Pull out every line in the data that has the string "React" in it.

######

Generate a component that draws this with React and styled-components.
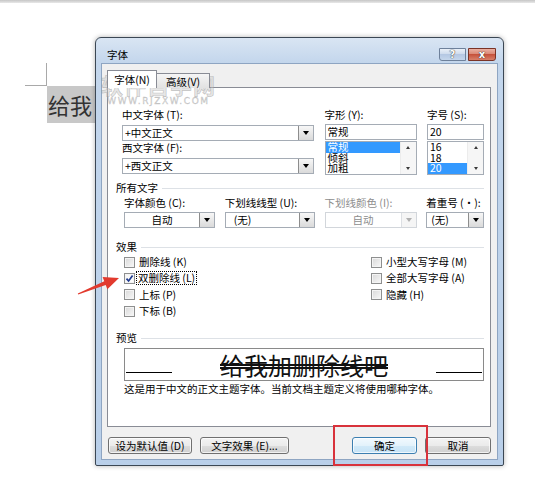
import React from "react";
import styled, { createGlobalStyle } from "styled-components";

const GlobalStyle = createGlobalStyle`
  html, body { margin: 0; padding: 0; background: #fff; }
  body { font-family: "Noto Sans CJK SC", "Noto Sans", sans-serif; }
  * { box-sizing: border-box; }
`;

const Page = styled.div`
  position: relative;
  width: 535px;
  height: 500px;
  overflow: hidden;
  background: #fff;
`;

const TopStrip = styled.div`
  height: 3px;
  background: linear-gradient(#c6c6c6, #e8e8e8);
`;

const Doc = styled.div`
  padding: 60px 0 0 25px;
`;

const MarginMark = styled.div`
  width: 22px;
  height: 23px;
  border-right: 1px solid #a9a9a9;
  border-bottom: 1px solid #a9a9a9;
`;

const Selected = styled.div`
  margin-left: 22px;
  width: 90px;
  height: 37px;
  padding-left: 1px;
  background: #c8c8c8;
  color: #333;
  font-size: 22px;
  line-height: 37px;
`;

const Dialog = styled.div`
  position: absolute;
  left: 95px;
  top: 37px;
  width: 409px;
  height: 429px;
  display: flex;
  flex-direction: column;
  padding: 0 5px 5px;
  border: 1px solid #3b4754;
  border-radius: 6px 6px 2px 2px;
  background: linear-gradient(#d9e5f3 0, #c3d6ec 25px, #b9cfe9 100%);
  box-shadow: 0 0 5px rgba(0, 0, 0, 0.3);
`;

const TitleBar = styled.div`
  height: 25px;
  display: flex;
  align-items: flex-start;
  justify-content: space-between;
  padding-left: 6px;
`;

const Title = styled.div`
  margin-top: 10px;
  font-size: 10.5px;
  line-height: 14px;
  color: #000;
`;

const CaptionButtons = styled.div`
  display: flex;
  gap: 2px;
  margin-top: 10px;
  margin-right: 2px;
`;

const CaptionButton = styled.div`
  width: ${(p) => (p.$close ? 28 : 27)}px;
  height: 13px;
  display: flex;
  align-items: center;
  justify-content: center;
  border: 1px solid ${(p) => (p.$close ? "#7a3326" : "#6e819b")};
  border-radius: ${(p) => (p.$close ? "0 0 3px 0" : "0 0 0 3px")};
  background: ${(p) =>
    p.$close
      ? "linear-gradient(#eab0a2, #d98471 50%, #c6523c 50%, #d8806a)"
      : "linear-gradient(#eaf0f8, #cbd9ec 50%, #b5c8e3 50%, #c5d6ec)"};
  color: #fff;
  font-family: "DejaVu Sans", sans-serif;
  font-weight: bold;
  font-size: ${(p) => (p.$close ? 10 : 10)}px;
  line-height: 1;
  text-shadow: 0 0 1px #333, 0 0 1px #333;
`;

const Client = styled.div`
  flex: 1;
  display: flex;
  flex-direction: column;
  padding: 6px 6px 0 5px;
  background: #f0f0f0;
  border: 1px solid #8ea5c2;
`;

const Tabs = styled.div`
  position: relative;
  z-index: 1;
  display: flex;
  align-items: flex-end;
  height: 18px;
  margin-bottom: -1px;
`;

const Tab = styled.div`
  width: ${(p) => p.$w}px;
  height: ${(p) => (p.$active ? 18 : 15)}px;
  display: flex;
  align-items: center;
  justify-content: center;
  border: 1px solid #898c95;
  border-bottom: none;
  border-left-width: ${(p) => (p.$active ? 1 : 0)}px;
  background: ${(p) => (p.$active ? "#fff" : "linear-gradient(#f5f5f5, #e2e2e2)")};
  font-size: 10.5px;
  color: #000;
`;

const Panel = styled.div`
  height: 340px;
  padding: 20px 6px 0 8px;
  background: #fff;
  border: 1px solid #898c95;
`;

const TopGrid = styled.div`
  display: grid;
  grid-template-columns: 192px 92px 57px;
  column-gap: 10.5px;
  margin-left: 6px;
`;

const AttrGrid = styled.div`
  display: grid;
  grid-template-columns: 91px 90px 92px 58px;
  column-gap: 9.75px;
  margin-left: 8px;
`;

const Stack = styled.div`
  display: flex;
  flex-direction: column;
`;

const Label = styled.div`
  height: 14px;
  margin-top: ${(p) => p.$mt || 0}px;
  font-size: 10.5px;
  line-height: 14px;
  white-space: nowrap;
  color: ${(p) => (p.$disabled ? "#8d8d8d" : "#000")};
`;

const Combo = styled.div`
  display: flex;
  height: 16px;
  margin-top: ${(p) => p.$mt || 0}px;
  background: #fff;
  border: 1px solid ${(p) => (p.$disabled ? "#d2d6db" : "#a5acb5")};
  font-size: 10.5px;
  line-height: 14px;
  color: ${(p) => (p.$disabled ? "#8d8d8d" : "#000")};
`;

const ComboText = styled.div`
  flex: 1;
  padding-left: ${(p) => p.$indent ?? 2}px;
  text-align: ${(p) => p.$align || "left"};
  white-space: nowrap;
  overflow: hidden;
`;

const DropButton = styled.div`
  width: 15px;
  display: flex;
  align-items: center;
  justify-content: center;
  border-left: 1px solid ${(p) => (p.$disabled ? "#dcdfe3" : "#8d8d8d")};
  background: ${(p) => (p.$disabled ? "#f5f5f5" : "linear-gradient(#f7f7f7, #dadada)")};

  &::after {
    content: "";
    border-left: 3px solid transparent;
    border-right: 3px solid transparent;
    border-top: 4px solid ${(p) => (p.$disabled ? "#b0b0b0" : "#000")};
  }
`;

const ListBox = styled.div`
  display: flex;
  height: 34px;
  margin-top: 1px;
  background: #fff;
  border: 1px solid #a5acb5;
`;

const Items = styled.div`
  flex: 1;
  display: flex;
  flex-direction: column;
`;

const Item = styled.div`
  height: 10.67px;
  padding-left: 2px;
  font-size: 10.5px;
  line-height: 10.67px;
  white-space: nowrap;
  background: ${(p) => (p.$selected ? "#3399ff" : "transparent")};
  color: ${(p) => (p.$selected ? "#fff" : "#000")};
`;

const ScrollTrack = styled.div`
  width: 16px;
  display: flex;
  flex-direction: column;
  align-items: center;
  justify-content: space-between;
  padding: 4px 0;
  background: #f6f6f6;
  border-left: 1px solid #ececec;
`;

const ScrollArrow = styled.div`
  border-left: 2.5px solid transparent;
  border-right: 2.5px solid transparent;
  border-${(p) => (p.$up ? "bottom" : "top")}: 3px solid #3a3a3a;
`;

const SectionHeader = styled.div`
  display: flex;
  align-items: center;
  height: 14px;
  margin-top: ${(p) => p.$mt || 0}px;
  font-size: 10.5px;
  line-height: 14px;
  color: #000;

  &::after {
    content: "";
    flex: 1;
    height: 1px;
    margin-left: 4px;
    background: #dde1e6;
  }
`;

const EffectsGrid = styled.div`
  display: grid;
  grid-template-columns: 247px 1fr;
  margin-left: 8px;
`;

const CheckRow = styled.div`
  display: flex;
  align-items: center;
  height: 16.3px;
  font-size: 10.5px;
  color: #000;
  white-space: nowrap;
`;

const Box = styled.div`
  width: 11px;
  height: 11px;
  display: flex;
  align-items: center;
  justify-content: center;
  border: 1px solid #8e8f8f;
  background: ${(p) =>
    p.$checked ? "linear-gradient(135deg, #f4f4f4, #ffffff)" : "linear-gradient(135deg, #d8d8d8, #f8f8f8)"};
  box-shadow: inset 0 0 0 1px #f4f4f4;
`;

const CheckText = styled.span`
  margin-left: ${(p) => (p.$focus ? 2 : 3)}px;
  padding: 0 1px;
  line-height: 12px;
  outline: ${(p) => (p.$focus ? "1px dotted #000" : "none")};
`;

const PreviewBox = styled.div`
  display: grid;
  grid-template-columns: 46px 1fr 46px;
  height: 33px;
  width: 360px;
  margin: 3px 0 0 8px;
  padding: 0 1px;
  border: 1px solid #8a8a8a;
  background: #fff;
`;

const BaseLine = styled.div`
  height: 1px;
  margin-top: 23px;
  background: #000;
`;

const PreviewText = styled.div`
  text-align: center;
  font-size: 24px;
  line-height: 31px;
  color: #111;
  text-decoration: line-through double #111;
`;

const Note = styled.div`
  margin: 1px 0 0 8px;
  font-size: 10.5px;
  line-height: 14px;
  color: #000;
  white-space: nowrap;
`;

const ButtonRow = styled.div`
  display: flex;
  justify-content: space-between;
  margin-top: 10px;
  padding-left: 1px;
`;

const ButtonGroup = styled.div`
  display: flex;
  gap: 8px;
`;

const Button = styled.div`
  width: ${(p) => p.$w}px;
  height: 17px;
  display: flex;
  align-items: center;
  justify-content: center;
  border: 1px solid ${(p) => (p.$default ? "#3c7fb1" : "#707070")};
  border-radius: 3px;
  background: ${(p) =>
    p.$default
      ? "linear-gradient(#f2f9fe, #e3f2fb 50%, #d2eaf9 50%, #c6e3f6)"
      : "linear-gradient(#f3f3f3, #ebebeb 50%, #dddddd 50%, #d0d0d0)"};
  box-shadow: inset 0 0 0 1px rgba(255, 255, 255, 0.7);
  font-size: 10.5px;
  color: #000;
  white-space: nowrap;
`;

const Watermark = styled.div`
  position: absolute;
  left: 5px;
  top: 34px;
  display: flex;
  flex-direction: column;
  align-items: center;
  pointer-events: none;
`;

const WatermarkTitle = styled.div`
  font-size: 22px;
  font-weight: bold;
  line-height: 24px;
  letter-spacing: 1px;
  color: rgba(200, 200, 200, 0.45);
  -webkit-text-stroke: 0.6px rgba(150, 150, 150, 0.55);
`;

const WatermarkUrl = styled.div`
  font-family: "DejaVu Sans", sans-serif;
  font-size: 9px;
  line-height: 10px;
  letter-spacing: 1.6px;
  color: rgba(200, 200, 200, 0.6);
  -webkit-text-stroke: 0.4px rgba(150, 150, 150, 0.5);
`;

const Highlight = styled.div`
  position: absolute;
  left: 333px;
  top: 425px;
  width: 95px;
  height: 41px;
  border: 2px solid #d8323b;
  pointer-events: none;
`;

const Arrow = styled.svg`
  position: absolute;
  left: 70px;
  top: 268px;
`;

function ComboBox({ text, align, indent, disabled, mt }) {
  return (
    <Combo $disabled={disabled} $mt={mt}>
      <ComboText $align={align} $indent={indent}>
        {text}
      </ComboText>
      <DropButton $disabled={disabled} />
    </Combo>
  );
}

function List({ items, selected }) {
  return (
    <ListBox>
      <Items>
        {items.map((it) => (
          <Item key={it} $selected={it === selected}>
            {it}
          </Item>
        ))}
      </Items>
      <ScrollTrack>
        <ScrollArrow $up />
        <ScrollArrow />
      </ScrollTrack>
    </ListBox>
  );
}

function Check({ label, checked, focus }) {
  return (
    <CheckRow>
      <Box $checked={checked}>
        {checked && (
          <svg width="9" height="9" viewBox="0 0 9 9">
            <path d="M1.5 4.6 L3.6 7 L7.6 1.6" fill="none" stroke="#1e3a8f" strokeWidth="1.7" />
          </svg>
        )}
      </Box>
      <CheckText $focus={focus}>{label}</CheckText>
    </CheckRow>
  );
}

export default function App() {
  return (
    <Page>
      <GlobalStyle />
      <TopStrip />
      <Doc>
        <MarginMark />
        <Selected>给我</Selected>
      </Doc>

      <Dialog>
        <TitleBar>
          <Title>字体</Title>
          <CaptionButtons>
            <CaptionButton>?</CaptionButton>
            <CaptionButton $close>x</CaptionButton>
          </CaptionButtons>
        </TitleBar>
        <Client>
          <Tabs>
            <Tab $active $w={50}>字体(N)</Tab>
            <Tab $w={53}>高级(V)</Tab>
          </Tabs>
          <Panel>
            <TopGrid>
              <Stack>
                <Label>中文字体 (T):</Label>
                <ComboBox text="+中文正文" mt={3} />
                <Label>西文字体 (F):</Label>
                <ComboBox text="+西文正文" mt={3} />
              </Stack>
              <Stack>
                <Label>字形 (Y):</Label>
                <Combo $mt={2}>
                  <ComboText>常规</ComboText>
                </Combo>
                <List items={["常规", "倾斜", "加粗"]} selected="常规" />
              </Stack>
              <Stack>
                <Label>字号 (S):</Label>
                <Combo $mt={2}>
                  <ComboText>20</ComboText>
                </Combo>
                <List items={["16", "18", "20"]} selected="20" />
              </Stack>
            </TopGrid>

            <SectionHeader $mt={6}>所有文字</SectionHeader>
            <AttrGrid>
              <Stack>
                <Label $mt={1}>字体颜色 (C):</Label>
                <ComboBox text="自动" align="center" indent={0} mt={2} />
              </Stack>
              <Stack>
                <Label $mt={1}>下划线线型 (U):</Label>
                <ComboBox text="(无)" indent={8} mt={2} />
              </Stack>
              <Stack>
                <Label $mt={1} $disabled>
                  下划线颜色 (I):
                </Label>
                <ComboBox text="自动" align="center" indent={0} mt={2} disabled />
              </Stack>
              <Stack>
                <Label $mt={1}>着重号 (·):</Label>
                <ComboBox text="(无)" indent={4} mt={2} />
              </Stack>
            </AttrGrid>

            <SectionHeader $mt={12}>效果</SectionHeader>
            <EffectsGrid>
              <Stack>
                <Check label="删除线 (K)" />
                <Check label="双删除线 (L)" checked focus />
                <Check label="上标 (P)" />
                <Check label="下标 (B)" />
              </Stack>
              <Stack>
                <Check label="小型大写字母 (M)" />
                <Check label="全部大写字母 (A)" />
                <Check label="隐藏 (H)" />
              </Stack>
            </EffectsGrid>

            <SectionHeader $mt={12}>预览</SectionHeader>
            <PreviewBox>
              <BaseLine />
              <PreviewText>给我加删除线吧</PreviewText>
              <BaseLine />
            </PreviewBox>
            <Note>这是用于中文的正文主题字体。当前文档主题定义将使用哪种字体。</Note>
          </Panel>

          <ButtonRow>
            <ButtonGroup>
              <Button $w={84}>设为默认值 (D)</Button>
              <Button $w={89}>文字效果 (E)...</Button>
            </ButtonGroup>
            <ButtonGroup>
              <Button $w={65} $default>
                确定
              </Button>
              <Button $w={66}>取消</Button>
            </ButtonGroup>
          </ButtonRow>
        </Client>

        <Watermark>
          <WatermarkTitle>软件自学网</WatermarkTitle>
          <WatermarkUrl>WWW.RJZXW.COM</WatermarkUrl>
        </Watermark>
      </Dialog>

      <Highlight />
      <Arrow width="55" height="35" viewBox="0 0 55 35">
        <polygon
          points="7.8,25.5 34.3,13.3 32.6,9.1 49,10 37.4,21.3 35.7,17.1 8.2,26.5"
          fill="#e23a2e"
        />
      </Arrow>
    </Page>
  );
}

######

**Written response**
Generate a component that draws this with React and styled-components.
import React from "react";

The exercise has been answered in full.